The media and mass culture
One of the principles of good journalism is avoiding to mention the race, nationality, religion, sexual orientation, etc. of a person if these circumstances are not an integral part of the story that the journalist tells.
This principle is breached in a great part of the stories where Roma are concerned. Their ethnicity is not only mentioned without sufficient cause but it is also often the central focus when crimes are concerned.
“Roma people break into houses, beat old people” – this is just one example of the tendency of media to further demonize the image of Roma people.
The stereotype of the stealing, unclean, uncivilized Roma minority is a potent audience magnet that never fails. I makes me think that we, as a society, love to indulge in stories of conflict with the Roma because these stories feed our own feeling of cultural superiority.
Another relevant example is that in Bulgarian the adjective “tziganski” (from “tzigani”, meaning something typical of the Roma) is used in various negative connotations – when a thing is done poorly, when someone tries to get unjust benefits for themselves, or when something is noisy or ugly.
The political uses
All these aspects are interconnected and they are also connected with the political usage of the Roma minority. It will probably be seen again in the upcoming fall 2014 parliamentary elections.
One of the problems most discussed around elections in Bulgaria is the buying of votes. Needless to say, the people who sell their votes are the poorest and the most socially disadvantaged. The Roma minority is often the focus of attention in such cases.
It has become something of a joke – another example of mocking a serious problem – to say that Roma people sell their votes to political parties in exchange for “kebapcheta” (traditional Bulgarian food – long pieces of minced grilled meat). The idea of “food for vote” in the 21st century may sound fictional but unfortunately it isn’t.
It is a sad truth that poor uneducated people make the best voters. They are easiest to convince, manipulate and ultimately use. Therefore, the political class has no interest in actually educating and integrating Roma and other disadvantaged groups. Integration makes political use more difficult.
Thus, the circle seems to close.
What is the future
As with all complex problems with a long history, there is no simple answer. When you have a modern country with a minority that is in the habit of selling brides the answer cannot be simple.
It should all start with education. And not just on paper, but actual general, citizen and sexual education from a young age for Roma people.

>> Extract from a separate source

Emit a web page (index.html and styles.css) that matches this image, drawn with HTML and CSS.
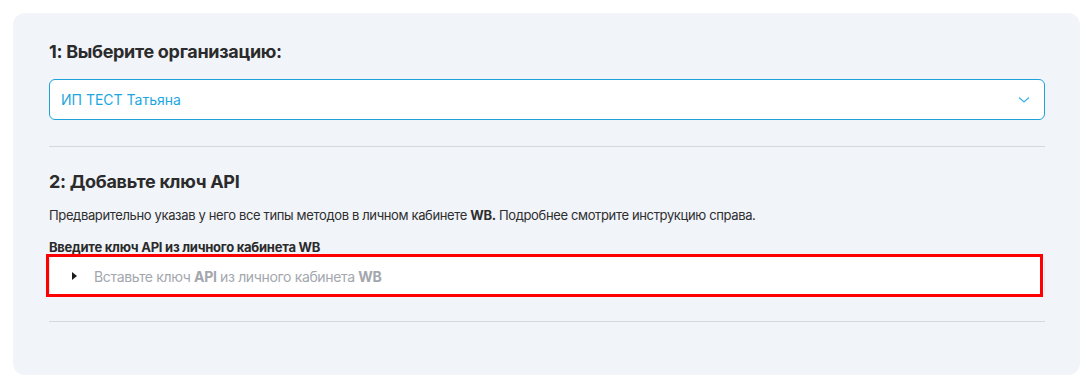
FILE: index.html
```html
<!DOCTYPE html>
<html>
<head>
	<meta charset="utf-8">
	<title>Подключение WB</title>
	<link rel="stylesheet" href="styles.css">
</head>
<body>
	<div class="card">

		<h2 class="step-title">1: Выберите организацию:</h2>
		<div class="select">
			<span class="select-value">ИП ТЕСТ Татьяна</span>
			<svg class="select-arrow" width="12" height="8" viewBox="0 0 12 8">
				<path d="M1 1.5 L6 6 L11 1.5" fill="none" stroke="#3cb3e6" stroke-width="1.3"/>
			</svg>
		</div>

		<hr class="divider">

		<h2 class="step-title">2: Добавьте ключ API</h2>
		<p class="hint">Предварительно указав у него все типы методов в личном кабинете <b>WB.</b> Подробнее смотрите инструкцию справа.</p>

		<label class="field-label" for="apikey">Введите ключ API из личного кабинета WB</label>
		<div class="key-field" id="apikey">
			<span class="marker"></span>
			<span class="placeholder">Вставьте ключ <b>API</b> из личного кабинета <b>WB</b></span>
			<span class="highlight"></span>
		</div>

		<hr class="divider last">

	</div>
</body>
</html>
```

FILE: styles.css
```css
body{
	margin: 0;
	padding: 13px 12px 9px 13px;
	background-color: #fff;
	font-family: Inter, "Noto Sans", sans-serif;
	color: #2b2b2b;
}
.card{
	display: flex;
	flex-direction: column;
	background-color: #f1f4f9;
	border-radius: 12px;
	padding: 28px 35px 53px 36px;
}
.step-title{
	margin: 0;
	font-size: 18px;
	font-weight: 700;
	line-height: 22px;
	letter-spacing: -0.3px;
}
.select{
	display: flex;
	align-items: center;
	justify-content: space-between;
	height: 39px;
	margin-top: 16px;
	padding: 0 14px 0 11px;
	background-color: #fff;
	border: 1px solid #1ea2d9;
	border-radius: 6px;
}
.select-value{
	font-size: 14px;
	color: #1ea7df;
}
.divider{
	width: 100%;
	margin: 26px 0 24px;
	border: none;
	border-top: 1px solid #d5d9df;
}
.hint{
	margin: 14px 0 0;
	font-size: 13px;
	line-height: 16px;
	letter-spacing: -0.36px;
	color: #2e2e2e;
}
.field-label{
	margin-top: 16px;
	font-size: 13px;
	font-weight: 700;
	line-height: 16px;
	letter-spacing: -0.25px;
}
.key-field{
	position: relative;
	display: flex;
	align-items: center;
	height: 38px;
	margin-top: 1px;
	padding-left: 22px;
	background-color: #fff;
	border: 1px solid #e2e5ea;
	border-radius: 4px;
}
.marker{
	width: 0;
	height: 0;
	border-top: 4px solid transparent;
	border-bottom: 4px solid transparent;
	border-left: 5px solid #1c1c1c;
	margin-right: 17px;
}
.placeholder{
	font-size: 14px;
	letter-spacing: -0.35px;
	color: #a3a7ad;
}
.placeholder b{
	font-weight: 700;
}
.highlight{
	position: absolute;
	left: -4px;
	top: -3px;
	right: 1px;
	bottom: -2px;
	border: 3px solid #ff0000;
}
.divider.last{
	margin: 25px 0 0;
}
```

This may prove to be difficult at first, but the state has the instruments to make it happen, should it wish to do so. NGOs, media and European bodies could also be of a great help in this great social change that is needed (for example, European institutions could find a better way of controlling the implementation of integration strategies). An educated person is much less likely to be politically manipulated, to become a criminal, or to live in a ghetto. Education is what creates the impetus for self-development.
Part of such strategies should be the general citizen education for all young people in Bulgaria with the aim of promoting understanding, tolerance, and dialogue.
That way, real integration would be possible. And it is highly needed, too, because otherwise we are going to remain a divided society engaged with petty conflicts and susceptible to manipulations.
Divided societies do not tend to be successful.